**To do:**
Set the lines down again exactly, first line through the line that contains "const TITLE = 'Веб-платформа", with no pictures.

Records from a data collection
----

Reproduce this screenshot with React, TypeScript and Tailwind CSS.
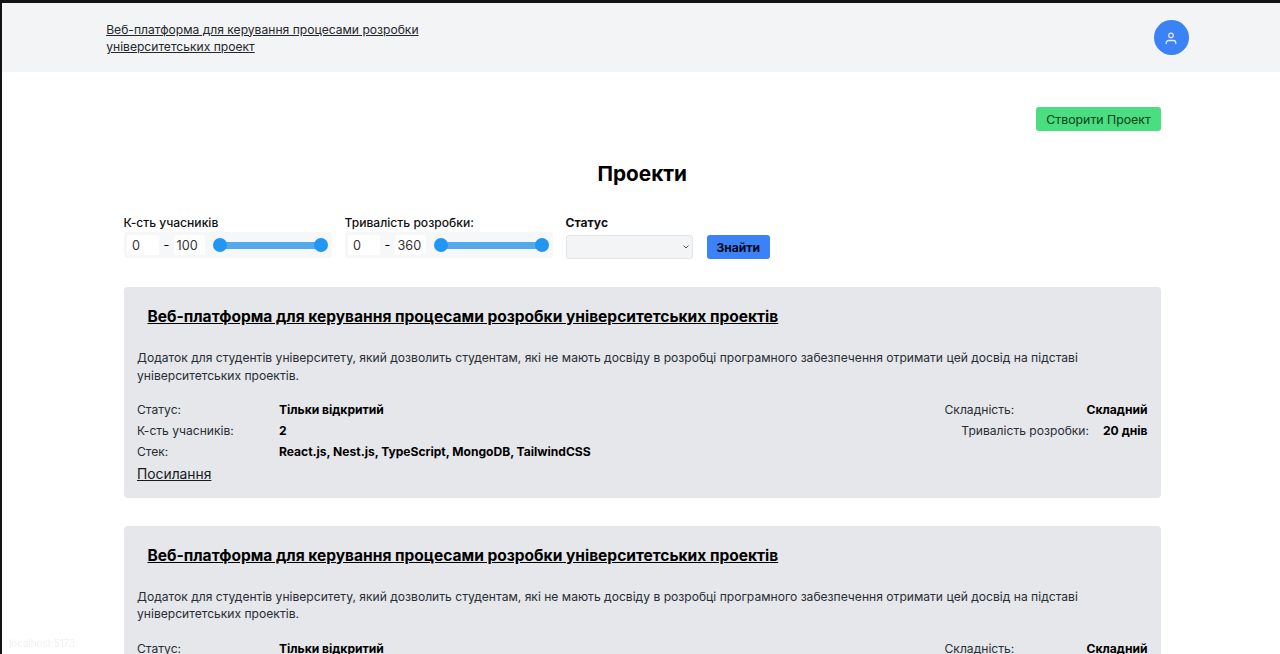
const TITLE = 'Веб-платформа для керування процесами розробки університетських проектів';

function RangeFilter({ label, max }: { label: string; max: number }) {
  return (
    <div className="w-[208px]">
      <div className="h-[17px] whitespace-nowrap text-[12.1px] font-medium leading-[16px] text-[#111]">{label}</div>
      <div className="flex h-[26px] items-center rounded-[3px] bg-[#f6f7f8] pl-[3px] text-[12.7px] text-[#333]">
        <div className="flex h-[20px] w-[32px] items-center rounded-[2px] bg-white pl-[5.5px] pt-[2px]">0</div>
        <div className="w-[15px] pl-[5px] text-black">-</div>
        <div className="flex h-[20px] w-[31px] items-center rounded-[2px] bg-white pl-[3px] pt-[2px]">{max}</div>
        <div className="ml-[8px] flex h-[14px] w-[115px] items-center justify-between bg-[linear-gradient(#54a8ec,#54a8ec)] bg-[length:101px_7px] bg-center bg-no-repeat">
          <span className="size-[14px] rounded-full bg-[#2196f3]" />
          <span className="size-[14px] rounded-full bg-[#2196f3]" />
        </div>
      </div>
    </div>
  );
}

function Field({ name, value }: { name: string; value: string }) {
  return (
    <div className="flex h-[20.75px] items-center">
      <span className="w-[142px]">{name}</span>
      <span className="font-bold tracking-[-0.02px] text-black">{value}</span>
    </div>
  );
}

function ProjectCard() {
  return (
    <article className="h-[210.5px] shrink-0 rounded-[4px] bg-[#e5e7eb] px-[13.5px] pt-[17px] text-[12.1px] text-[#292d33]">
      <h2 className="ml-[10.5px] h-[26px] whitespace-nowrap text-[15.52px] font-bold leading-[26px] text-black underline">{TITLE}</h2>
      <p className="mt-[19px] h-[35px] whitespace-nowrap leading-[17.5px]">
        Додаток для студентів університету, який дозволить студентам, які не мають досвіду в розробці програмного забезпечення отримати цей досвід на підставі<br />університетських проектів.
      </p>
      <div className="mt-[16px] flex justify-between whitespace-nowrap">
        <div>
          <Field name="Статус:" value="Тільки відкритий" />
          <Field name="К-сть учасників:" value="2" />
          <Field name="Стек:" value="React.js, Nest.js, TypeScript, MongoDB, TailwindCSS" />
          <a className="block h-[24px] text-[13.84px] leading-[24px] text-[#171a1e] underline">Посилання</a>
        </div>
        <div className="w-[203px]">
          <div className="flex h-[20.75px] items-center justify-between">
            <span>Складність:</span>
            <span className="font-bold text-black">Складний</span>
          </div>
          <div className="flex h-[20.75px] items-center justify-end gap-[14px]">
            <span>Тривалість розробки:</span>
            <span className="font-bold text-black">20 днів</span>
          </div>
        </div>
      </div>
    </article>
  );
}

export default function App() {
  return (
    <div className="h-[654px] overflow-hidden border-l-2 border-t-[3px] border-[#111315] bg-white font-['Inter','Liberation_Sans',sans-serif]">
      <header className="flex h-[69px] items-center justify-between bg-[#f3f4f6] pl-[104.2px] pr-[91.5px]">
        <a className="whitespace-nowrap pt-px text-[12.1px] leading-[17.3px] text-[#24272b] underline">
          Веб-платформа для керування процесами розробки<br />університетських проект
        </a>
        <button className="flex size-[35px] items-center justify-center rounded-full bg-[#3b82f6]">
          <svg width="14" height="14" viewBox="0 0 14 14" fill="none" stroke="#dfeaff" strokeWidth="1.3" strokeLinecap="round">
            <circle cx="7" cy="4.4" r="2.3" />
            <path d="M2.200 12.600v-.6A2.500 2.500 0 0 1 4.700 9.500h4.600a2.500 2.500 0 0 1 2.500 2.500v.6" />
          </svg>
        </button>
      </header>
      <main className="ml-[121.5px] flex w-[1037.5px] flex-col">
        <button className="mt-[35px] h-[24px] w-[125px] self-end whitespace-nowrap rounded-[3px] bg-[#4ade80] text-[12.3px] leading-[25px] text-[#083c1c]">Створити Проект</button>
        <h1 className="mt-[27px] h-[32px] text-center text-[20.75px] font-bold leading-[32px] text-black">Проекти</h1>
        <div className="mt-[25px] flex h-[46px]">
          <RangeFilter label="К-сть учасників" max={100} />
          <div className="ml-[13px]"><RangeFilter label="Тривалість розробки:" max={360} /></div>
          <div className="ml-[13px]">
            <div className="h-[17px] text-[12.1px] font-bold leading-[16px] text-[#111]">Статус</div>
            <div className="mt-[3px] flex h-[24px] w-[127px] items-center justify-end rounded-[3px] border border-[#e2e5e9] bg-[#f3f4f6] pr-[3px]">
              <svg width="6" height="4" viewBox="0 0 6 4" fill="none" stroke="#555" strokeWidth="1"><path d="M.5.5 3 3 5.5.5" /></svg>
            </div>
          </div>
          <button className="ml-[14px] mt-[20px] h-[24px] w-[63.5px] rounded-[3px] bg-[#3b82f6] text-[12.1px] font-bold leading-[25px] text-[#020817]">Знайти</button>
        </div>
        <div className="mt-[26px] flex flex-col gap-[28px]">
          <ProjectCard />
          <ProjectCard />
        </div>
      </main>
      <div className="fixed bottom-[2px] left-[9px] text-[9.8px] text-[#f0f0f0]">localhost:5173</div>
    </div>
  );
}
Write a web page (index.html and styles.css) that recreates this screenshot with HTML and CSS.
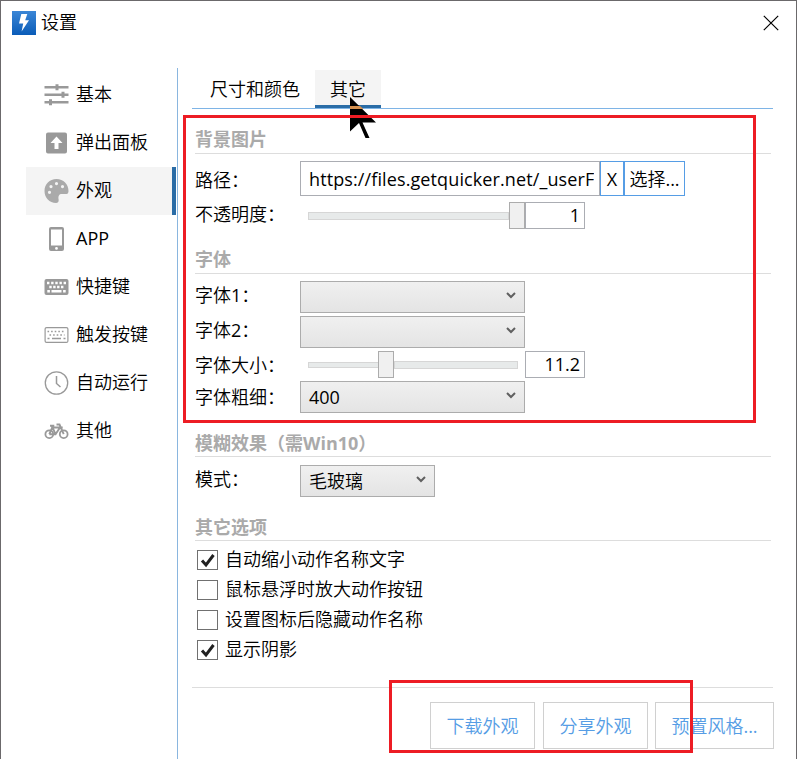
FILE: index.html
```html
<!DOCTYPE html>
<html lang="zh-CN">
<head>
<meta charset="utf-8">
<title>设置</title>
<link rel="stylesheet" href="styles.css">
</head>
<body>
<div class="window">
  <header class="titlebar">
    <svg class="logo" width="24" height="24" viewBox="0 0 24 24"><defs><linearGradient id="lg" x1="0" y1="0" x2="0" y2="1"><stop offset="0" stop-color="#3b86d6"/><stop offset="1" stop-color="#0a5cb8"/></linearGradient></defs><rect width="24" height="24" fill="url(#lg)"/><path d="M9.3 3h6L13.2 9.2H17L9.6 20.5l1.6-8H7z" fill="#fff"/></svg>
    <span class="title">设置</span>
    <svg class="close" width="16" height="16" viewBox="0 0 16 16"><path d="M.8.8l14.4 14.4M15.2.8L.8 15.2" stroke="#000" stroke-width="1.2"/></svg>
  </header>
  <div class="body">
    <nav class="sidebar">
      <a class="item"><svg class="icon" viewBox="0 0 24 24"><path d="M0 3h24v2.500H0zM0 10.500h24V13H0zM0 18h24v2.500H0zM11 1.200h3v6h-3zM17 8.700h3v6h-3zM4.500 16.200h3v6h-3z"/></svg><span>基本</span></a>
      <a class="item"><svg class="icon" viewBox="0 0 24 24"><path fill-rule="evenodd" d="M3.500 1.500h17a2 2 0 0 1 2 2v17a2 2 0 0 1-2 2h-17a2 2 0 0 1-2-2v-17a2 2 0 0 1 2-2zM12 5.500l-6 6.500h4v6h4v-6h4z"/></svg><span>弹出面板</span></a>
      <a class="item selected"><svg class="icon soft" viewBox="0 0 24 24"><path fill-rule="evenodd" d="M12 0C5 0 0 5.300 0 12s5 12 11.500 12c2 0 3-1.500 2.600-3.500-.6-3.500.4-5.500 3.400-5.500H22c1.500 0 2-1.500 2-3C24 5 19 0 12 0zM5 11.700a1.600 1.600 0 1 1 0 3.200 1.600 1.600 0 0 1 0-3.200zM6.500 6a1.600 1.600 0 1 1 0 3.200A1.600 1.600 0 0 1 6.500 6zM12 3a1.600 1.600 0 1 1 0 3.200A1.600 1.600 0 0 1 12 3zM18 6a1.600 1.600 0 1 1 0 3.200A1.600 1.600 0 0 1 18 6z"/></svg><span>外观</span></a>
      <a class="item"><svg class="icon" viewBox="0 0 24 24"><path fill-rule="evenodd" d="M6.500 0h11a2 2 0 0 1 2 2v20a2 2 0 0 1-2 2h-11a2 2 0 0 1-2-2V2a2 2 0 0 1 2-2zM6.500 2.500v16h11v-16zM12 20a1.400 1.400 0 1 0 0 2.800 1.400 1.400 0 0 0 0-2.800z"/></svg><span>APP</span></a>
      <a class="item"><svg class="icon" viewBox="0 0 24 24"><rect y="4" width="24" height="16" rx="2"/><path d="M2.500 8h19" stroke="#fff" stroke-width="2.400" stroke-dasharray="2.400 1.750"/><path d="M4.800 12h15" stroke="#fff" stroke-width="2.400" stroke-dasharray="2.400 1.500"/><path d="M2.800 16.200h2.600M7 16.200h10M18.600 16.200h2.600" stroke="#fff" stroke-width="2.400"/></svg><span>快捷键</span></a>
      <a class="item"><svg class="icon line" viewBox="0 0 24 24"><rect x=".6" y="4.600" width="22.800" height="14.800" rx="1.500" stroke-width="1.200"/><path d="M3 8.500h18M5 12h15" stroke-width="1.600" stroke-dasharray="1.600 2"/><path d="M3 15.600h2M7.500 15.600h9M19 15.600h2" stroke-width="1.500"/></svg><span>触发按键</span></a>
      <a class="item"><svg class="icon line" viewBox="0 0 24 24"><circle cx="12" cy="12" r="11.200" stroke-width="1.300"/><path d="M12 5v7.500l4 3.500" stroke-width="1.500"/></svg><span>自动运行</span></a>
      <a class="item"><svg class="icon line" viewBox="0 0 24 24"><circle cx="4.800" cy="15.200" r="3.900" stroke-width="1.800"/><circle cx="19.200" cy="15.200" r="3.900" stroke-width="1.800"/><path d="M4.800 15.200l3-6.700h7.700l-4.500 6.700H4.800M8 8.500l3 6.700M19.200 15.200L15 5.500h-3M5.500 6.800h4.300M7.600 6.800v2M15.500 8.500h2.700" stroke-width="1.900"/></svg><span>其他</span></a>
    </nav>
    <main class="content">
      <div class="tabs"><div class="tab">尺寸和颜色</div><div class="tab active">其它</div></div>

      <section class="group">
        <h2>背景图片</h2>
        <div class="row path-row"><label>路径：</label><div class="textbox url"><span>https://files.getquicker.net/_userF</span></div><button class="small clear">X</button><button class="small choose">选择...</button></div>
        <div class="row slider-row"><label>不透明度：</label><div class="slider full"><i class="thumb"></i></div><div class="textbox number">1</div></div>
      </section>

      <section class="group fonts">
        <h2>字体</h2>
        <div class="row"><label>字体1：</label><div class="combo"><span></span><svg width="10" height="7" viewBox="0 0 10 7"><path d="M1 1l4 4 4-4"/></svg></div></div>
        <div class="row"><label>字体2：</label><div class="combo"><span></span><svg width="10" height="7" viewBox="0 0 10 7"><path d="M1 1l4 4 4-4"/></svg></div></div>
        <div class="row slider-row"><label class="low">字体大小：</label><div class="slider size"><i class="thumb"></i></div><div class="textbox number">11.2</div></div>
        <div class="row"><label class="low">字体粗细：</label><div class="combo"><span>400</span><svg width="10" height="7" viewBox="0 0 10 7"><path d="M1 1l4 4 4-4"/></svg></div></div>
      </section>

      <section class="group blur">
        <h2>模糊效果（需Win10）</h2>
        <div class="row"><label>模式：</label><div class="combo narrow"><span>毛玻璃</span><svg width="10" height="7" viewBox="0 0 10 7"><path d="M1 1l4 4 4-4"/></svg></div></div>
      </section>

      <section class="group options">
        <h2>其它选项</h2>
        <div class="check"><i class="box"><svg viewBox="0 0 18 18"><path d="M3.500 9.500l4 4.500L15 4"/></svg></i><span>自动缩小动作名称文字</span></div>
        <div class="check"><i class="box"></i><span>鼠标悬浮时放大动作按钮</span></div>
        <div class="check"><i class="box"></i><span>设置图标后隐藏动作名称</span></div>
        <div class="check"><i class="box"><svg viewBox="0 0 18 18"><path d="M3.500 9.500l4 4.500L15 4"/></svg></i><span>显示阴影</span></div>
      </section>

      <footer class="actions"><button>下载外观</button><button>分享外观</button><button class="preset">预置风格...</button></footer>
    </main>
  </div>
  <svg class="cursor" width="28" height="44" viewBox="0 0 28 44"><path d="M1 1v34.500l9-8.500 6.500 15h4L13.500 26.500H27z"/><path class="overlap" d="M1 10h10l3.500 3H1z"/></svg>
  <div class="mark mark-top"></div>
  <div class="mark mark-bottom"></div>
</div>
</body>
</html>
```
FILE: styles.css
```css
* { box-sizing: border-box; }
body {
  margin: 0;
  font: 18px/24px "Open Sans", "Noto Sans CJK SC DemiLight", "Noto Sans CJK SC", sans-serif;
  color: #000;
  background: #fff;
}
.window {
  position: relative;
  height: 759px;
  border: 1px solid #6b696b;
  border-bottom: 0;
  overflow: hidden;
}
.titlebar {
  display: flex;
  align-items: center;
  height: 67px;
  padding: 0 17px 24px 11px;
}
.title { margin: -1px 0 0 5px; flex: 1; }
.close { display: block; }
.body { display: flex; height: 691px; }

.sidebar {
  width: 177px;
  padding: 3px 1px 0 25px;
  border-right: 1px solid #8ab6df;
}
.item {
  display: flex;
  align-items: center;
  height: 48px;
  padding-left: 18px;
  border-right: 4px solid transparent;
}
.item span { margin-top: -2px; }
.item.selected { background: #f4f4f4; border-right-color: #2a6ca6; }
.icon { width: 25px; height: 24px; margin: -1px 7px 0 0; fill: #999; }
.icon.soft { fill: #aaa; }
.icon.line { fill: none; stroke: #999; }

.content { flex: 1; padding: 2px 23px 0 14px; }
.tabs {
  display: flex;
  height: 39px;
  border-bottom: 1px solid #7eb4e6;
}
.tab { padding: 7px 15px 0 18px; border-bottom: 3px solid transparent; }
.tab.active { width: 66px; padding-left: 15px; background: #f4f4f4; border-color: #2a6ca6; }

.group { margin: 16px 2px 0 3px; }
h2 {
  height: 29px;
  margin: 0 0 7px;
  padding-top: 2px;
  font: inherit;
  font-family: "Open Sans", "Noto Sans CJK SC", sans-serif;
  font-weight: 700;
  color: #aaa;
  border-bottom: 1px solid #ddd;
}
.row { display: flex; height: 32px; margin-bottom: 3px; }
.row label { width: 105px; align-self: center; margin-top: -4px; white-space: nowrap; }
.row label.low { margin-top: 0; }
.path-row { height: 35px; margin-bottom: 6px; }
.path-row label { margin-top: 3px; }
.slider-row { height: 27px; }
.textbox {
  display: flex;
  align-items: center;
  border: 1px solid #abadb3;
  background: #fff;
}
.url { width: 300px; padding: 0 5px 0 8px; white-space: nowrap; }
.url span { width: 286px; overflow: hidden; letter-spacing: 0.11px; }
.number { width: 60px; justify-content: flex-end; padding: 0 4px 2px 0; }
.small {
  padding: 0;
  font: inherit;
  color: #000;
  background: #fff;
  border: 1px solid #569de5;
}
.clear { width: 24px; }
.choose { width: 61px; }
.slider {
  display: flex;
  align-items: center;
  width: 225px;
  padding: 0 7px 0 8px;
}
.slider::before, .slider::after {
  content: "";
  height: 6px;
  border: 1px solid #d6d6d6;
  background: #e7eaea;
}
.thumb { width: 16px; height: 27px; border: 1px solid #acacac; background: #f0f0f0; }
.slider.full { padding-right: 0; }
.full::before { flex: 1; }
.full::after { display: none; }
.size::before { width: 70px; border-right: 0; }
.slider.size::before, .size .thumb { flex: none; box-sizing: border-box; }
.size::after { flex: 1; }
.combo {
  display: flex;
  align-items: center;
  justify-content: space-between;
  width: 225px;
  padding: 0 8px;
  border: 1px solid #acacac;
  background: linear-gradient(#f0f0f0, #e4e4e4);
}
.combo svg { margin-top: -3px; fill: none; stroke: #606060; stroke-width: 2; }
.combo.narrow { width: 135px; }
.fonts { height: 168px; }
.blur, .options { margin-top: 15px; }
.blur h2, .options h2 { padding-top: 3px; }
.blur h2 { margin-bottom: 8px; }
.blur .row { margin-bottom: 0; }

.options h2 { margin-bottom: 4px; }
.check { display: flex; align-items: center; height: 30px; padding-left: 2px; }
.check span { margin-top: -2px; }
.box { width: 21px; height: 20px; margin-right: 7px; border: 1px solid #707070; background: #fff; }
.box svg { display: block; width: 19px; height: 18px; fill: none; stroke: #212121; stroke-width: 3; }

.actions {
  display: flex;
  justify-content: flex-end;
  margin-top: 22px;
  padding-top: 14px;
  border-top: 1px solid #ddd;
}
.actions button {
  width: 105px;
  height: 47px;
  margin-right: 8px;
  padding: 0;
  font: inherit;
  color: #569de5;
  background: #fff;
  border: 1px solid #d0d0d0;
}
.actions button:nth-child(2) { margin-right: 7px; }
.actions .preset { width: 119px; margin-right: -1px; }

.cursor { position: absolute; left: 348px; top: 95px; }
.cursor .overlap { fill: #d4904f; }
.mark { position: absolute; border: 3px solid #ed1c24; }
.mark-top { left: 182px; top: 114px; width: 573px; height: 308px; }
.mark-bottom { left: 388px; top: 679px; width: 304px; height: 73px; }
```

----

**Response for this exercise:**
Reproduce this screenshot with React, TypeScript and Tailwind CSS.
const TITLE = 'Веб-платформа для керування процесами розробки університетських проектів';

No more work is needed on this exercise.